### Given records
— Begin —
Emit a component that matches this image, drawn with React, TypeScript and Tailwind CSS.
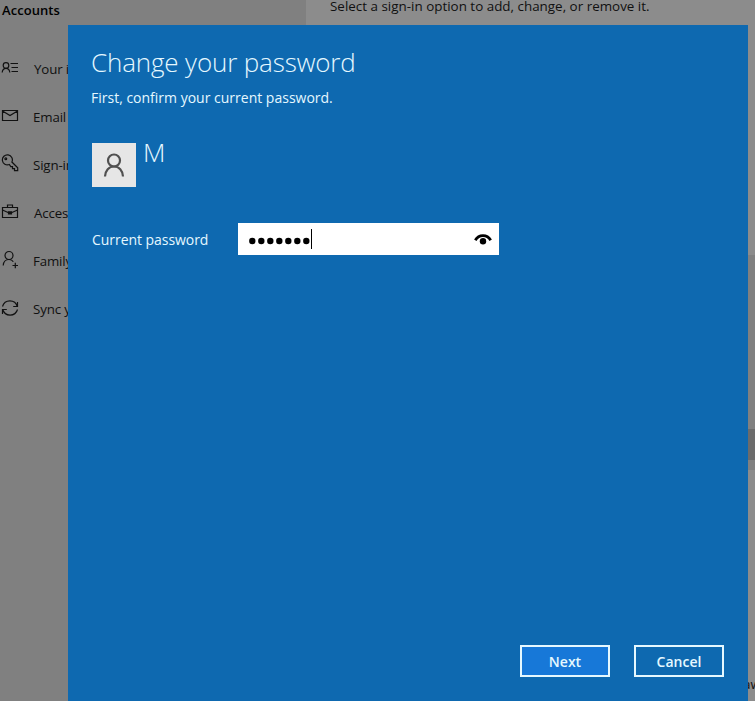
— End —
— Begin —
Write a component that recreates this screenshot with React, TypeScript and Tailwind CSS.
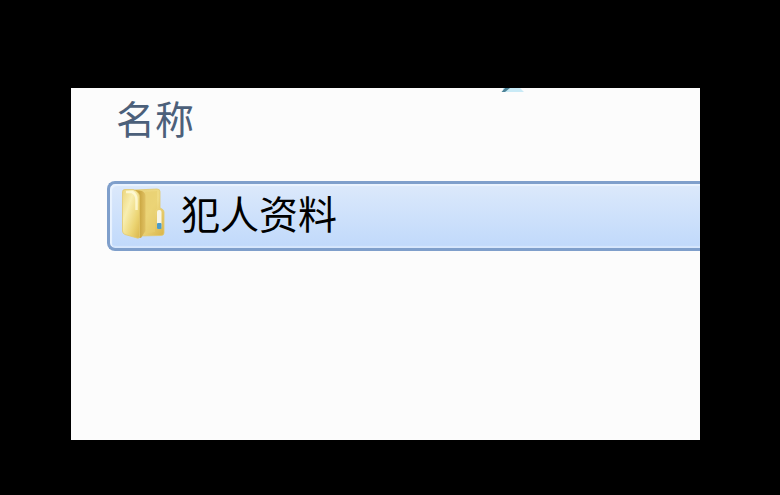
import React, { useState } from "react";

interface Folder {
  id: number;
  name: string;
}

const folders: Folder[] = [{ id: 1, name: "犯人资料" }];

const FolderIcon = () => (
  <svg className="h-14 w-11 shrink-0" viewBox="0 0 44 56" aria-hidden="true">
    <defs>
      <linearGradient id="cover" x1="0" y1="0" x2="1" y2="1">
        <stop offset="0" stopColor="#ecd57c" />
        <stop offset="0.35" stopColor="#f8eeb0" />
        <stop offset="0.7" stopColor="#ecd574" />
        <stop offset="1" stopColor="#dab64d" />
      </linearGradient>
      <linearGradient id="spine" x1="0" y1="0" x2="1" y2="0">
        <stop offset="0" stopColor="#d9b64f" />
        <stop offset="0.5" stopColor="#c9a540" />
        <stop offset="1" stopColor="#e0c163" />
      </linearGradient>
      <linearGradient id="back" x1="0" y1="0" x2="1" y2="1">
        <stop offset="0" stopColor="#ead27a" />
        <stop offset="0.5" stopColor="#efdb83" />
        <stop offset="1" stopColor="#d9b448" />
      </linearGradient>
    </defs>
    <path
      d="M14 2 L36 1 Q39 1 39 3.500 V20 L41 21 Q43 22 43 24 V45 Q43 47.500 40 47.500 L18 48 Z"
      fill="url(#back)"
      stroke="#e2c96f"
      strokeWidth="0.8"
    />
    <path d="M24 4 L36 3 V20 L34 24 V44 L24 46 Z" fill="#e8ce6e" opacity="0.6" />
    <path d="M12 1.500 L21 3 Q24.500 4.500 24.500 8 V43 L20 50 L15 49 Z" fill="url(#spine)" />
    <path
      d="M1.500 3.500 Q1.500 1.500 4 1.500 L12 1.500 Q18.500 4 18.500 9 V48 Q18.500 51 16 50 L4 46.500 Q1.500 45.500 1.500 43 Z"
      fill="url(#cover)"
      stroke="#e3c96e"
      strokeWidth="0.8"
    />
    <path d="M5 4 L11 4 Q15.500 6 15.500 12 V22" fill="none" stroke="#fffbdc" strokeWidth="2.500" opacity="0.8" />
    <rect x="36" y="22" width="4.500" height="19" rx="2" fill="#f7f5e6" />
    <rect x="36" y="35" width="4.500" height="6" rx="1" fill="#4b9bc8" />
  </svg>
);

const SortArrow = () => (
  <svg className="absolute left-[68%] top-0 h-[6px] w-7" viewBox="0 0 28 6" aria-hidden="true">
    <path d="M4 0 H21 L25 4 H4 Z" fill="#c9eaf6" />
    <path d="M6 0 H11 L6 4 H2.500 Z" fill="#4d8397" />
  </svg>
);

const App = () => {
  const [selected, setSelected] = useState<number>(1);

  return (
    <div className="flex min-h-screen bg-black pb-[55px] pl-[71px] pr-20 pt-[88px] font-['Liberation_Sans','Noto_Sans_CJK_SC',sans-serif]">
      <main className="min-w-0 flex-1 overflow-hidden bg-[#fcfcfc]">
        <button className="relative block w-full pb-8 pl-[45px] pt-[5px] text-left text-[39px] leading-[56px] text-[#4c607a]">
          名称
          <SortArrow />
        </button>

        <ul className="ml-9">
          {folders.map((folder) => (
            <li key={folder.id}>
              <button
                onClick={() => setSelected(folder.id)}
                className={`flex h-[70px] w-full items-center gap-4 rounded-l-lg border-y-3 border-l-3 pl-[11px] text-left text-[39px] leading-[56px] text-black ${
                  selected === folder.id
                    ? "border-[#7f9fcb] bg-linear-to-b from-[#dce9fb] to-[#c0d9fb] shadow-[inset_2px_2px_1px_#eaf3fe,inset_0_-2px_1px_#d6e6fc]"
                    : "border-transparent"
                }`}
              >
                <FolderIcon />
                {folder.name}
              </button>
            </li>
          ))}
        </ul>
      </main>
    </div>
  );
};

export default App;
— End —
### Stated task
Leave out the pictures, and copy only the lines from the one holding "Write a component" through the one holding "const folders: Folder[]", exactly as written.

### Response below
Write a component that recreates this screenshot with React, TypeScript and Tailwind CSS.
import React, { useState } from "react";

interface Folder {
  id: number;
  name: string;
}

const folders: Folder[] = [{ id: 1, name: "犯人资料" }];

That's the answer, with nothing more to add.